The indexing issues described above are not covered in this post.
This may not be an absolute requirement, but I was unable to get the minimization code working for segmented \(\beta\) and \(\sigma\), whereas I was successful treating all parameters to be estimated as a vector.
A word of warning: the minimization routine was sensitive to how I defined the log-likelihood.
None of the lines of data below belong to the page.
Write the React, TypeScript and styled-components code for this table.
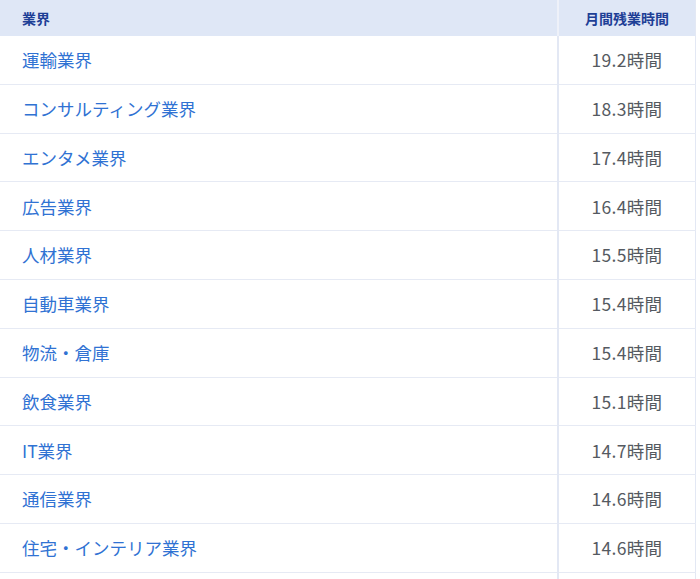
import React, { ReactElement } from 'react';
import styled, { createGlobalStyle } from 'styled-components';

interface Row {
    industry: string;
    hours: string;
}

const rows: Array<Row> = [
    { industry: '運輸業界', hours: '19.2時間' },
    { industry: 'コンサルティング業界', hours: '18.3時間' },
    { industry: 'エンタメ業界', hours: '17.4時間' },
    { industry: '広告業界', hours: '16.4時間' },
    { industry: '人材業界', hours: '15.5時間' },
    { industry: '自動車業界', hours: '15.4時間' },
    { industry: '物流・倉庫', hours: '15.4時間' },
    { industry: '飲食業界', hours: '15.1時間' },
    { industry: 'IT業界', hours: '14.7時間' },
    { industry: '通信業界', hours: '14.6時間' },
    { industry: '住宅・インテリア業界', hours: '14.6時間' },
    { industry: '', hours: '' },
];

const GlobalStyle = createGlobalStyle`
    html, body {
        margin: 0;
        padding: 0;
        background: #ffffff;
        font-family: "Noto Sans CJK JP", "Noto Sans", sans-serif;
    }
`;

const Table = styled.table`
    width: 696px;
    border-collapse: collapse;
    table-layout: fixed;
    border-right: 1px solid #e3e8f4;
`;

const HeadCell = styled.th<{ $align: 'left' | 'center' }>`
    height: 36px;
    padding: 0 0 0 ${({ $align }): string => ($align === 'left' ? '22px' : '0')};
    background-color: #dfe7f6;
    color: #1e3f96;
    font-size: 14px;
    font-weight: 700;
    text-align: ${({ $align }): string => $align};
    border-left: ${({ $align }): string => ($align === 'center' ? '2px solid #eef1f9' : 'none')};
`;

const Tr = styled.tr`
    border-bottom: 1px solid #e6eaf4;
`;

const NameCell = styled.td`
    height: 47.8px;
    padding: 0 0 0 22px;
    color: #3072d3;
    font-size: 17.5px;
    line-height: 1;
`;

const HoursCell = styled.td`
    height: 47.8px;
    padding: 0;
    text-align: center;
    color: #555a61;
    font-size: 17.5px;
    letter-spacing: 0.3px;
    line-height: 1;
    border-left: 2px solid #e3e8f4;
`;

const App = (): ReactElement => {
    return (
        <>
            <GlobalStyle />
            <Table>
                <colgroup>
                    <col style={{ width: '558px' }} />
                    <col />
                </colgroup>
                <thead>
                    <tr>
                        <HeadCell $align="left">業界</HeadCell>
                        <HeadCell $align="center">月間残業時間</HeadCell>
                    </tr>
                </thead>
                <tbody>
                    {rows.map((r, i) => (
                        <Tr key={i}>
                            <NameCell>{r.industry}</NameCell>
                            <HoursCell>{r.hours}</HoursCell>
                        </Tr>
                    ))}
                </tbody>
            </Table>
        </>
    );
};

export default App;
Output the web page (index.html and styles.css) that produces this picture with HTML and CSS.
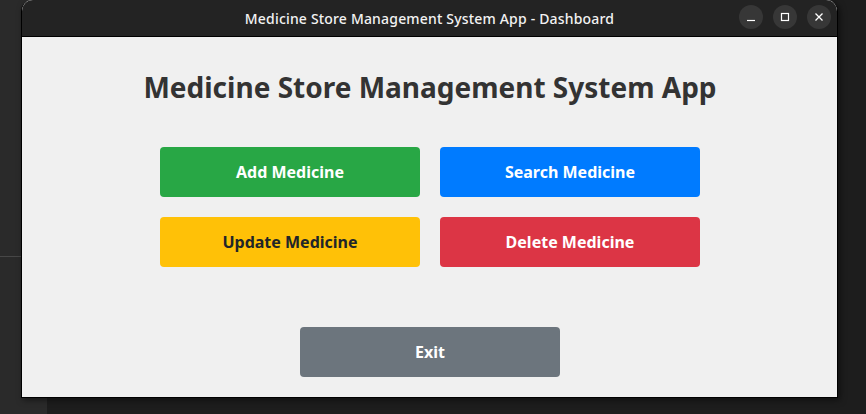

For some reason, another mathematically equivalent version of the log-likelihood (with identical gradients and function values) failed to converge with the starting values used above.
While not discussed in the post, one could also use multiple starting values from a grid in a maximum likelihood estimation context if the log-likelihood isn't globally concave. All of this could be done in parallel.